Problem statement
Pick out every line in the data below that holds "this".

_ _ _ _

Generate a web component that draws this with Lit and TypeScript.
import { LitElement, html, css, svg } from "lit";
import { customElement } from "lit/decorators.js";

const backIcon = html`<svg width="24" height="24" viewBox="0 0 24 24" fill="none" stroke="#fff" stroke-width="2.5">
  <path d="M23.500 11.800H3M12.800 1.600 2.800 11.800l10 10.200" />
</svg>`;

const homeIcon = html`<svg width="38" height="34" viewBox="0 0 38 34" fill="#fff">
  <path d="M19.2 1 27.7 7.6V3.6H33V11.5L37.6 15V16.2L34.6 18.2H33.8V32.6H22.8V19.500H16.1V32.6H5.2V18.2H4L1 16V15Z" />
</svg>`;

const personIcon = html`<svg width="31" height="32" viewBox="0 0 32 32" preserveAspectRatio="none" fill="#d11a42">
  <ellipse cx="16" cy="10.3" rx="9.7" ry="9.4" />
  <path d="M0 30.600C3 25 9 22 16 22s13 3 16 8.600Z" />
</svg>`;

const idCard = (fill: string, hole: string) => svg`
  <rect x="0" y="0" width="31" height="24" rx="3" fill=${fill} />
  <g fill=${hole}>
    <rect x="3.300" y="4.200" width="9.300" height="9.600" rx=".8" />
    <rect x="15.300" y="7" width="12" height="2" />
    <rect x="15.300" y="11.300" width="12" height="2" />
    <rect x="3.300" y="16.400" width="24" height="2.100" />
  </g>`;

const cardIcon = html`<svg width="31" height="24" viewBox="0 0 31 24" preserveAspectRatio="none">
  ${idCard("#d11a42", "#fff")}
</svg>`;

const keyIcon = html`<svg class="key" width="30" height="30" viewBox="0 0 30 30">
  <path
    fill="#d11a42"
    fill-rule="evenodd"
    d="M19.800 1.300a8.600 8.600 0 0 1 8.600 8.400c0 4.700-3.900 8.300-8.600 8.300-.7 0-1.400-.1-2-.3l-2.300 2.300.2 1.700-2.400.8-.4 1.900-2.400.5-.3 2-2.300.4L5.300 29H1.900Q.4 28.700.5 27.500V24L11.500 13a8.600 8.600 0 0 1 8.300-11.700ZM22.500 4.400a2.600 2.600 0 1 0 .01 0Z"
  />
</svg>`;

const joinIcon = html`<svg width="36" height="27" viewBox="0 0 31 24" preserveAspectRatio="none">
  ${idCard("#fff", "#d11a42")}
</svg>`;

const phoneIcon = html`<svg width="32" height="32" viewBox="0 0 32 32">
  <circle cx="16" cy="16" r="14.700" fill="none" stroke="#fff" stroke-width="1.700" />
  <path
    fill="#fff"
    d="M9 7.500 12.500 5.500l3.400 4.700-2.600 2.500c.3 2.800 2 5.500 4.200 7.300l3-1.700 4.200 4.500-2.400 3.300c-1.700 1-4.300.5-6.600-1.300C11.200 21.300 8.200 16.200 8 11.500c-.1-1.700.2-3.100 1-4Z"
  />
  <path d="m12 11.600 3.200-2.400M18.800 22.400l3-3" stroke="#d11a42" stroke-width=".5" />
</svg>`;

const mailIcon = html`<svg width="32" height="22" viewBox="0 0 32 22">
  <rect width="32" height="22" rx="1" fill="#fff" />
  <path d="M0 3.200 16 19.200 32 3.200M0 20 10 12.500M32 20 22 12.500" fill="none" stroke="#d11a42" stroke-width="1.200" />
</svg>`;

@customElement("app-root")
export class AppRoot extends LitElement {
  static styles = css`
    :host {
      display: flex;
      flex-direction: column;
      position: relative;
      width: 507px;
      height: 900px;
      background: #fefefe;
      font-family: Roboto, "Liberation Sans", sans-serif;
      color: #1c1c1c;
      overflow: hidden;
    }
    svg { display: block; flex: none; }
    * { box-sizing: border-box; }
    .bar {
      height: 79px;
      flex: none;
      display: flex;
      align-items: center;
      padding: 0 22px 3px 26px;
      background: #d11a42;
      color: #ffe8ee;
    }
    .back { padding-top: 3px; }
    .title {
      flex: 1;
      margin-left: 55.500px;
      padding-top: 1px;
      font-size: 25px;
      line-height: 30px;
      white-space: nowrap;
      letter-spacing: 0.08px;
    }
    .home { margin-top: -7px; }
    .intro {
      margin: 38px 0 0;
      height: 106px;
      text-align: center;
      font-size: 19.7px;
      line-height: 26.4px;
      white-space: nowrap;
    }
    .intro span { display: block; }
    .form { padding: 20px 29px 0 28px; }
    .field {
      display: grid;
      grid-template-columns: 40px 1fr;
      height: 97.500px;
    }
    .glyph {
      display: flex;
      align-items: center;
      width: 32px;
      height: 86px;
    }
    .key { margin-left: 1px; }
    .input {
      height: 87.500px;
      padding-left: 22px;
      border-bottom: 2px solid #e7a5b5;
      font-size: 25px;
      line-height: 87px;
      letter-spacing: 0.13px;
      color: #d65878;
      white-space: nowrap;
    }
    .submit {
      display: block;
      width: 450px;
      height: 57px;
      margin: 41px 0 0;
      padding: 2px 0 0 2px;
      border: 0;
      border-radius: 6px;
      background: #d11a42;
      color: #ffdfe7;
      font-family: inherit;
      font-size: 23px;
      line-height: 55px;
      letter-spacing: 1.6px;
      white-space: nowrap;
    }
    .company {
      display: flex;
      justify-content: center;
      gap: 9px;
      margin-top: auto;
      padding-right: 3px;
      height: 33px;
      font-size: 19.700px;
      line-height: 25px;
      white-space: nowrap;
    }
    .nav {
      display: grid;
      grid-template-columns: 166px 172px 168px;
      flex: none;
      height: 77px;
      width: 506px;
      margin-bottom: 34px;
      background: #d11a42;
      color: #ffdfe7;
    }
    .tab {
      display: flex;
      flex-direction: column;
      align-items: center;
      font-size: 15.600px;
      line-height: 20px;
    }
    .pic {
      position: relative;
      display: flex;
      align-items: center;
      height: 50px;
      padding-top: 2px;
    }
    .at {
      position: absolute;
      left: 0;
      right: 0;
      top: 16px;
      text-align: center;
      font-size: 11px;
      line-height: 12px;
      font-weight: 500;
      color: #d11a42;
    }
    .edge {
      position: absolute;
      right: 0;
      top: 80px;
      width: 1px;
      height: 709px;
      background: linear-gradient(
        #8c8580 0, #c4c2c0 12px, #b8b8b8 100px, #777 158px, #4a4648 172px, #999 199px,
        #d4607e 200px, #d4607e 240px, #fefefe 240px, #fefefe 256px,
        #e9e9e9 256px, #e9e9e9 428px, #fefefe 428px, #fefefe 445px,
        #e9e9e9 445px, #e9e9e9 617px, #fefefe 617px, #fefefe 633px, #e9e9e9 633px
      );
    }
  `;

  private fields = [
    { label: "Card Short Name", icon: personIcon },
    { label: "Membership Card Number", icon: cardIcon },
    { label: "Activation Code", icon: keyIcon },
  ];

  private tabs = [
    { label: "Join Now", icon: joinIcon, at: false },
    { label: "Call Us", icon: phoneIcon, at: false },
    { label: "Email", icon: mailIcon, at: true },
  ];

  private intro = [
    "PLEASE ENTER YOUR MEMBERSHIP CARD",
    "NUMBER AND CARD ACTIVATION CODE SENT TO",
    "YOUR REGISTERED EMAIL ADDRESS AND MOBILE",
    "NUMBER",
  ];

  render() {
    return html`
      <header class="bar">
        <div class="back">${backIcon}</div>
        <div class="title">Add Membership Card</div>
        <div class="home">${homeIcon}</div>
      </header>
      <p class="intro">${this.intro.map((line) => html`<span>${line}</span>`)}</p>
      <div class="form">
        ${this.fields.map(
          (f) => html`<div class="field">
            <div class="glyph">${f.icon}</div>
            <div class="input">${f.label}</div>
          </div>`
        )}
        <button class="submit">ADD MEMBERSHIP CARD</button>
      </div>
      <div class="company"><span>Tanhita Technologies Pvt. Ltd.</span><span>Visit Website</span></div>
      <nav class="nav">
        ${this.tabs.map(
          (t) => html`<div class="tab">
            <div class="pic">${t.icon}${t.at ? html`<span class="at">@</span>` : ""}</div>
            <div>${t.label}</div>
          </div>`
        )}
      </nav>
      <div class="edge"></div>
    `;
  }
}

_ _ _ _

Full solution
Generate a web component that draws this with Lit and TypeScript.
      <p class="intro">${this.intro.map((line) => html`<span>${line}</span>`)}</p>
        ${this.fields.map(
        ${this.tabs.map(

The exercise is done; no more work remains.